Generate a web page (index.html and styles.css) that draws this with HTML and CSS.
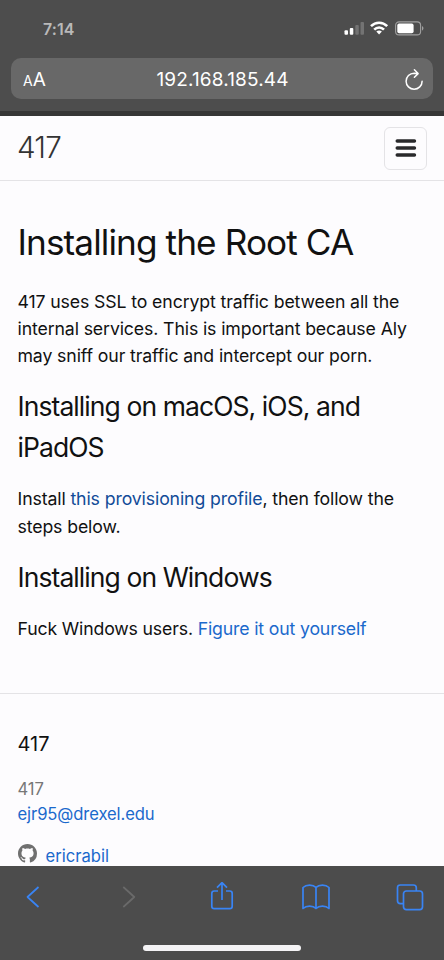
FILE: index.html
```html
<!DOCTYPE html>
<html lang="en">
<head>
<meta charset="utf-8">
<title>Installing the Root CA</title>
<link rel="stylesheet" href="styles.css">
</head>
<body>
<div class="phone">
  <div class="browser-top">
    <div class="status">
      <span class="time">7:14</span>
      <svg class="status-icons" width="82" height="16" viewBox="0 0 82 16">
        <g fill="#fff"><rect x="1.5" y="10.3" width="3.5" height="4.5" rx="1"/><rect x="6.8" y="8.1" width="3.5" height="6.7" rx="1"/></g>
        <g fill="#737373"><rect x="12.3" y="5.1" width="3.5" height="9.7" rx="1"/><rect x="17.5" y="2.1" width="3.5" height="12.7" rx="1"/></g>
        <g fill="none" stroke="#fff" stroke-width="2.6"><path d="M28 6.2C32.6 1.6 39.6 1.6 44.2 6.2"/><path d="M31.2 9.6C34 6.7 38.2 6.7 41 9.6"/></g>
        <path fill="#fff" d="M33.3 11.6Q36.1 9.4 38.9 11.6L36.1 14.6Z"/>
        <rect x="52.6" y="1.9" width="25" height="13" rx="3.5" fill="none" stroke="#a0a0a0" stroke-width="1.1"/>
        <rect x="54.3" y="3.6" width="16.3" height="9.6" rx="1.8" fill="#fff"/>
        <path fill="#a0a0a0" d="M79 6.1Q82 8.3 79 10.7Z"/>
      </svg>
    </div>
    <div class="address">
      <span class="reader"><small>A</small>A</span>
      <span class="url">192.168.185.44</span>
      <svg class="reload" width="20" height="24" viewBox="0 0 20 24" fill="none" stroke="#fff" stroke-width="1.5" stroke-linecap="round" stroke-linejoin="round"><path d="M18.1 13.2A8 8 0 1 1 10.1 5.2L13.9 5.6M10.4 1.8L14.1 5.6L10.4 9.3"/></svg>
    </div>
  </div>
  <main class="page">
    <header class="site-header">
      <a class="site-title">417</a>
      <button class="menu" aria-label="Menu"><svg width="22" height="18" viewBox="0 0 22 18" stroke="#29292b" stroke-width="3.4" stroke-linecap="round"><path d="M2.2 2H19.5M2.2 9H19.5M2.2 16H19.5"/></svg></button>
    </header>
    <article class="content">
      <h1>Installing the Root CA</h1>
      <p>417 uses SSL to encrypt traffic between all the<br>internal services. This is important because Aly<br>may sniff our traffic and intercept our porn.</p>
      <h2>Installing on macOS, iOS, and<br>iPadOS</h2>
      <p>Install <a class="visited">this provisioning profile</a>, then follow the<br>steps below.</p>
      <h2>Installing on Windows</h2>
      <p class="closing">Fuck Windows users. <a>Figure it out yourself</a></p>
    </article>
    <footer class="site-footer">
      <h3>417</h3>
      <div class="contact"><span>417</span><br><a>ejr95@drexel.edu</a></div>
      <div class="social">
        <svg width="19" height="19" viewBox="0 0 16 16" fill="#707070"><path d="M8 0C3.58 0 0 3.58 0 8c0 3.54 2.29 6.53 5.47 7.59.4.07.55-.17.55-.38 0-.19-.01-.82-.01-1.49-2.01.37-2.53-.49-2.69-.94-.09-.23-.48-.94-.82-1.13-.28-.15-.68-.52-.01-.53.63-.01 1.08.58 1.23.82.72 1.21 1.87.87 2.33.66.07-.52.28-.87.51-1.07-1.78-.2-3.64-.89-3.64-3.95 0-.87.31-1.59.82-2.15-.08-.2-.36-1.02.08-2.12 0 0 .67-.21 2.2.82.64-.18 1.32-.27 2-.27s1.36.09 2 .27c1.53-1.04 2.2-.82 2.2-.82.44 1.1.16 1.92.08 2.12.51.56.82 1.27.82 2.15 0 3.07-1.87 3.75-3.65 3.95.29.25.54.73.54 1.48 0 1.07-.01 1.93-.01 2.2 0 .21.15.46.55.38A8.01 8.01 0 0 0 16 8c0-4.42-3.58-8-8-8z"/></svg>
        <a>ericrabil</a>
      </div>
    </footer>
  </main>
  <nav class="browser-bottom">
    <div class="tools">
      <svg width="28" height="22" viewBox="0 0 28 22"><path d="M19.5 1L8.5 11L19.5 21"/></svg>
      <svg class="disabled" width="28" height="22" viewBox="0 0 28 22"><path d="M10.3 1L21.3 11L10.3 21"/></svg>
      <svg width="28" height="30" viewBox="-2 1 28 30"><path d="M8 10H4.2Q1.8 10 1.8 12.4V25.2Q1.8 27.6 4.2 27.6H19.8Q22.2 27.6 22.2 25.2V12.4Q22.2 10 19.8 10H16M12 19V2M7 6.7L12 1.7L17 6.7"/></svg>
      <svg width="28" height="26" viewBox="0 0 28 26"><path d="M14 3.5C11 .4 4.3.4 1 3.5V24.5C4.3 21.4 11 21.4 14 24.5C17 21.4 23.7 21.4 27 24.5V3.5C23.7.4 17 .4 14 3.5V24.5"/></svg>
      <svg width="28" height="27" viewBox="0 0 28 27"><path d="M7.5 19.6H4.3Q1.5 19.6 1.5 16.8V3.8Q1.5 1 4.3 1H17.5Q20.3 1 20.3 3.8V7"/><rect x="7.5" y="7" width="19" height="18.6" rx="2.8"/></svg>
    </div>
    <div class="home"></div>
  </nav>
</div>
</body>
</html>
```
FILE: styles.css
```css
* { box-sizing: border-box; }
body { margin: 0; font-family: Inter, "Liberation Sans", sans-serif; color: #111; background: #fdfcfe; }
.phone { width: 444px; height: 960px; display: flex; flex-direction: column; overflow: hidden; }
.browser-top { height: 116px; flex: none; background: #4d4d4d; border-bottom: 5px solid #363636; padding: 20px 11px 0; }
.status { display: flex; justify-content: space-between; height: 38px; padding: 0 8px 0 32px; }
.time { font-size: 16px; line-height: 18px; font-weight: 600; color: #b9b9b9; letter-spacing: .1px; }
.address { height: 41px; border-radius: 10px; background: #686868; color: #fff; display: grid; grid-template-columns: 60px 1fr 60px; align-items: center; padding: 2px 9px 0 12px; }
.reader { font-size: 19px; }
.reader small { font-size: 14px; }
.url { text-align: center; font-size: 19px; letter-spacing: .15px; position: relative; left: -1px; }
.reload { justify-self: end; }
.page { flex: 1; min-height: 0; overflow: hidden; }
.site-header { height: 65px; border-bottom: 1px solid #e4e3e6; display: flex; justify-content: space-between; align-items: center; padding: 0 17px; }
.site-title { font-size: 29.6px; font-weight: 300; letter-spacing: -.8px; color: #333; line-height: 60px; padding-bottom: 2px; }
.menu { width: 43px; height: 43px; border: 1px solid #e4e3e6; border-radius: 6px; background: #fdfcfe; padding: 0; display: grid; place-items: center; }
.content { height: 512px; padding: 34px 17px 0 17.5px; white-space: nowrap; }
h1, h2, h3, p { margin: 0; font-weight: 400; }
h1 { font-size: 35.2px; line-height: 55px; letter-spacing: -.91px; margin-bottom: 17.5px; }
h2 { font-size: 26.5px; line-height: 41px; letter-spacing: -.92px; margin-bottom: 17.3px; }
p { font-size: 17.7px; line-height: 27.3px; letter-spacing: -.12px; margin-bottom: 16.7px; }
.closing { letter-spacing: -.16px; }
a { color: #1b69cc; }
a.visited { color: #124b98; }
.site-footer { border-top: 1px solid #e4e3e6; padding: 35px 17.5px 0; }
h3 { font-size: 20px; line-height: 31px; margin-bottom: 17px; }
.contact { font-size: 16.6px; line-height: 25.4px; letter-spacing: -.1px; color: #777; }
.social { display: flex; align-items: center; gap: 9px; height: 26px; margin-top: 15px; font-size: 16.6px; }
.social svg { margin-bottom: 4px; }
.browser-bottom { height: 94px; flex: none; background: #4c4c4c; display: flex; flex-direction: column; align-items: center; }
.tools { width: 100%; height: 62px; display: flex; justify-content: space-between; align-items: center; padding: 0 20px 0 19px; }
.tools svg { fill: none; stroke: #3984f4; stroke-width: 1.7; stroke-linejoin: round; }
.tools svg.disabled { stroke: #6a6a6a; }
.home { width: 158px; height: 6px; border-radius: 3px; background: #f4f3f5; margin-top: 17px; }
```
◆ ◆ ◆
▸ OBJECTIVE
Exactly how many lines contain "index"? State the number and nothing else.

▸ CORRECT ANSWER
2